**PROBLEM:**
Give the data below again exactly as written, without its pictures.

--------------------------------

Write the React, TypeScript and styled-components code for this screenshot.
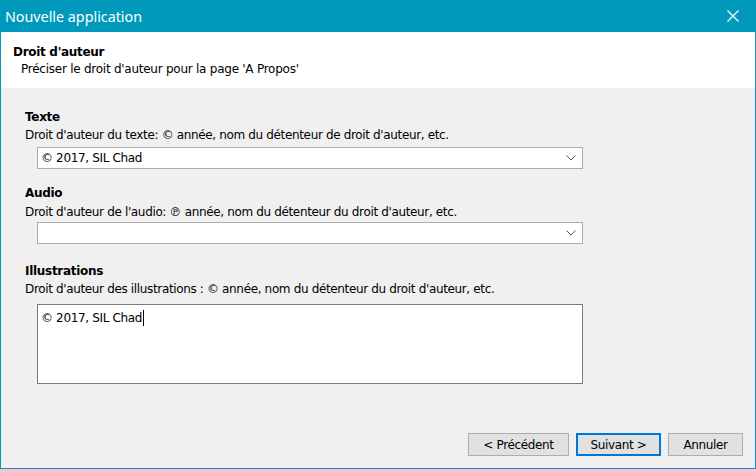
import styled, { createGlobalStyle } from 'styled-components';

const GlobalStyle = createGlobalStyle`
  html, body {
    margin: 0;
    padding: 0;
    background: #ffffff;
  }
  body {
    font-family: "DejaVu Sans", Verdana, sans-serif;
    font-size: 12px;
    letter-spacing: -0.35px;
    color: #000000;
  }
`;

const Window = styled.div`
  width: 756px;
  height: 469px;
  box-sizing: border-box;
  display: flex;
  flex-direction: column;
  border: 1px solid #0099bc;
  border-top: none;
  background: #f0f0f0;
`;

const TitleBar = styled.div`
  height: 32px;
  flex: 0 0 32px;
  margin: 0 -1px;
  padding: 0 0 0 5px;
  background: #0099bc;
  color: #ffffff;
  display: flex;
  align-items: center;
  justify-content: space-between;
`;

const TitleText = styled.span`
  font-family: "Noto Sans", "Open Sans", sans-serif;
  font-size: 14.3px;
  letter-spacing: 0;
  margin-top: 1px;
`;

const CloseButton = styled.button`
  width: 46px;
  height: 32px;
  border: none;
  background: transparent;
  display: flex;
  align-items: center;
  justify-content: center;
  padding: 0;
`;

const Header = styled.div`
  height: 56px;
  flex: 0 0 56px;
  box-sizing: border-box;
  background: #ffffff;
  padding: 12px 0 0 12px;
`;

const HeaderTitle = styled.div`
  font-weight: bold;
  letter-spacing: -0.3px;
  line-height: 16px;
`;

const HeaderSub = styled.div`
  line-height: 16px;
  letter-spacing: -0.25px;
  padding-left: 8px;
  margin-top: 1px;
`;

const Content = styled.div`
  flex: 1;
  padding: 21px 0 0 24px;
  display: flex;
  flex-direction: column;
`;

const Section = styled.section<{ $top: number }>`
  margin-top: ${p => p.$top}px;
  display: flex;
  flex-direction: column;
`;

const SectionTitle = styled.div`
  font-weight: bold;
  letter-spacing: -0.3px;
  line-height: 16px;
`;

const SectionLabel = styled.div<{ $gap: number }>`
  line-height: 16px;
  margin-top: ${p => p.$gap}px;
`;

const Combo = styled.div<{ $gap: number }>`
  margin: ${p => p.$gap}px 0 0 12px;
  width: 546px;
  height: 22px;
  box-sizing: border-box;
  border: 1px solid #adadad;
  background: #ffffff;
  display: flex;
  align-items: center;
  justify-content: space-between;
  padding: 0 6px 0 3px;
`;

const TextArea = styled.div<{ $gap: number }>`
  margin: ${p => p.$gap}px 0 0 12px;
  width: 546px;
  height: 80px;
  box-sizing: border-box;
  border: 1px solid #7a7a7a;
  background: #ffffff;
  padding: 5px 3px;
  line-height: 16px;
`;

const Caret = styled.span`
  display: inline-block;
  width: 1px;
  height: 16px;
  margin-left: 1px;
  background: #000000;
  vertical-align: top;
`;

const Footer = styled.div`
  display: flex;
  justify-content: flex-end;
  gap: 7px;
  padding: 0 12px 12px 0;
`;

const Button = styled.button<{ $w: number; $primary?: boolean }>`
  width: ${p => p.$w}px;
  height: 23px;
  box-sizing: border-box;
  background: #e1e1e1;
  border: ${p => (p.$primary ? '2px solid #0078d7' : '1px solid #adadad')};
  font-family: "DejaVu Sans", Verdana, sans-serif;
  font-size: 12px;
  letter-spacing: -0.35px;
  color: #000000;
  padding: 0;
`;

const Chevron = () => (
  <svg width="10" height="6" viewBox="0 0 10 6">
    <path d="M0.5 0.5 L5 5 L9.5 0.5" fill="none" stroke="#555555" strokeWidth="1" />
  </svg>
);

export default function App() {
  return (
    <>
      <GlobalStyle />
      <Window>
        <TitleBar>
          <TitleText>Nouvelle application</TitleText>
          <CloseButton aria-label="Fermer">
            <svg width="12" height="12" viewBox="0 0 12 12">
              <path d="M0.5 0.5 L11.5 11.5 M11.5 0.5 L0.5 11.5" stroke="#ffffff" strokeWidth="1.2" />
            </svg>
          </CloseButton>
        </TitleBar>
        <Header>
          <HeaderTitle>Droit d'auteur</HeaderTitle>
          <HeaderSub>Préciser le droit d'auteur pour la page 'A Propos'</HeaderSub>
        </Header>
        <Content>
          <Section $top={0}>
            <SectionTitle>Texte</SectionTitle>
            <SectionLabel $gap={2}>Droit d'auteur du texte: © année, nom du détenteur de droit d'auteur, etc.</SectionLabel>
            <Combo $gap={4}>
              <span>© 2017, SIL Chad</span>
              <Chevron />
            </Combo>
          </Section>
          <Section $top={16}>
            <SectionTitle>Audio</SectionTitle>
            <SectionLabel $gap={3}>Droit d'auteur de l'audio: ℗ année, nom du détenteur du droit d'auteur, etc.</SectionLabel>
            <Combo $gap={2}>
              <span />
              <Chevron />
            </Combo>
          </Section>
          <Section $top={19}>
            <SectionTitle>Illustrations</SectionTitle>
            <SectionLabel $gap={2}>Droit d'auteur des illustrations : © année, nom du détenteur du droit d'auteur, etc.</SectionLabel>
            <TextArea $gap={7}>
              © 2017, SIL Chad<Caret />
            </TextArea>
          </Section>
        </Content>
        <Footer>
          <Button $w={101}>&lt; Précédent</Button>
          <Button $w={85} $primary>Suivant &gt;</Button>
          <Button $w={75}>Annuler</Button>
        </Footer>
      </Window>
    </>
  );
}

--------------------------------

**REPLY:**
Write the React, TypeScript and styled-components code for this screenshot.
import styled, { createGlobalStyle } from 'styled-components';

const GlobalStyle = createGlobalStyle`
  html, body {
    margin: 0;
    padding: 0;
    background: #ffffff;
  }
  body {
    font-family: "DejaVu Sans", Verdana, sans-serif;
    font-size: 12px;
    letter-spacing: -0.35px;
    color: #000000;
  }
`;

const Window = styled.div`
  width: 756px;
  height: 469px;
  box-sizing: border-box;
  display: flex;
  flex-direction: column;
  border: 1px solid #0099bc;
  border-top: none;
  background: #f0f0f0;
`;

const TitleBar = styled.div`
  height: 32px;
  flex: 0 0 32px;
  margin: 0 -1px;
  padding: 0 0 0 5px;
  background: #0099bc;
  color: #ffffff;
  display: flex;
  align-items: center;
  justify-content: space-between;
`;

const TitleText = styled.span`
  font-family: "Noto Sans", "Open Sans", sans-serif;
  font-size: 14.3px;
  letter-spacing: 0;
  margin-top: 1px;
`;

const CloseButton = styled.button`
  width: 46px;
  height: 32px;
  border: none;
  background: transparent;
  display: flex;
  align-items: center;
  justify-content: center;
  padding: 0;
`;

const Header = styled.div`
  height: 56px;
  flex: 0 0 56px;
  box-sizing: border-box;
  background: #ffffff;
  padding: 12px 0 0 12px;
`;

const HeaderTitle = styled.div`
  font-weight: bold;
  letter-spacing: -0.3px;
  line-height: 16px;
`;

const HeaderSub = styled.div`
  line-height: 16px;
  letter-spacing: -0.25px;
  padding-left: 8px;
  margin-top: 1px;
`;

const Content = styled.div`
  flex: 1;
  padding: 21px 0 0 24px;
  display: flex;
  flex-direction: column;
`;

const Section = styled.section<{ $top: number }>`
  margin-top: ${p => p.$top}px;
  display: flex;
  flex-direction: column;
`;

const SectionTitle = styled.div`
  font-weight: bold;
  letter-spacing: -0.3px;
  line-height: 16px;
`;

const SectionLabel = styled.div<{ $gap: number }>`
  line-height: 16px;
  margin-top: ${p => p.$gap}px;
`;

const Combo = styled.div<{ $gap: number }>`
  margin: ${p => p.$gap}px 0 0 12px;
  width: 546px;
  height: 22px;
  box-sizing: border-box;
  border: 1px solid #adadad;
  background: #ffffff;
  display: flex;
  align-items: center;
  justify-content: space-between;
  padding: 0 6px 0 3px;
`;

const TextArea = styled.div<{ $gap: number }>`
  margin: ${p => p.$gap}px 0 0 12px;
  width: 546px;
  height: 80px;
  box-sizing: border-box;
  border: 1px solid #7a7a7a;
  background: #ffffff;
  padding: 5px 3px;
  line-height: 16px;
`;

const Caret = styled.span`
  display: inline-block;
  width: 1px;
  height: 16px;
  margin-left: 1px;
  background: #000000;
  vertical-align: top;
`;

const Footer = styled.div`
  display: flex;
  justify-content: flex-end;
  gap: 7px;
  padding: 0 12px 12px 0;
`;

const Button = styled.button<{ $w: number; $primary?: boolean }>`
  width: ${p => p.$w}px;
  height: 23px;
  box-sizing: border-box;
  background: #e1e1e1;
  border: ${p => (p.$primary ? '2px solid #0078d7' : '1px solid #adadad')};
  font-family: "DejaVu Sans", Verdana, sans-serif;
  font-size: 12px;
  letter-spacing: -0.35px;
  color: #000000;
  padding: 0;
`;

const Chevron = () => (
  <svg width="10" height="6" viewBox="0 0 10 6">
    <path d="M0.5 0.5 L5 5 L9.5 0.5" fill="none" stroke="#555555" strokeWidth="1" />
  </svg>
);

export default function App() {
  return (
    <>
      <GlobalStyle />
      <Window>
        <TitleBar>
          <TitleText>Nouvelle application</TitleText>
          <CloseButton aria-label="Fermer">
            <svg width="12" height="12" viewBox="0 0 12 12">
              <path d="M0.5 0.5 L11.5 11.5 M11.5 0.5 L0.5 11.5" stroke="#ffffff" strokeWidth="1.2" />
            </svg>
          </CloseButton>
        </TitleBar>
        <Header>
          <HeaderTitle>Droit d'auteur</HeaderTitle>
          <HeaderSub>Préciser le droit d'auteur pour la page 'A Propos'</HeaderSub>
        </Header>
        <Content>
          <Section $top={0}>
            <SectionTitle>Texte</SectionTitle>
            <SectionLabel $gap={2}>Droit d'auteur du texte: © année, nom du détenteur de droit d'auteur, etc.</SectionLabel>
            <Combo $gap={4}>
              <span>© 2017, SIL Chad</span>
              <Chevron />
            </Combo>
          </Section>
          <Section $top={16}>
            <SectionTitle>Audio</SectionTitle>
            <SectionLabel $gap={3}>Droit d'auteur de l'audio: ℗ année, nom du détenteur du droit d'auteur, etc.</SectionLabel>
            <Combo $gap={2}>
              <span />
              <Chevron />
            </Combo>
          </Section>
          <Section $top={19}>
            <SectionTitle>Illustrations</SectionTitle>
            <SectionLabel $gap={2}>Droit d'auteur des illustrations : © année, nom du détenteur du droit d'auteur, etc.</SectionLabel>
            <TextArea $gap={7}>
              © 2017, SIL Chad<Caret />
            </TextArea>
          </Section>
        </Content>
        <Footer>
          <Button $w={101}>&lt; Précédent</Button>
          <Button $w={85} $primary>Suivant &gt;</Button>
          <Button $w={75}>Annuler</Button>
        </Footer>
      </Window>
    </>
  );
}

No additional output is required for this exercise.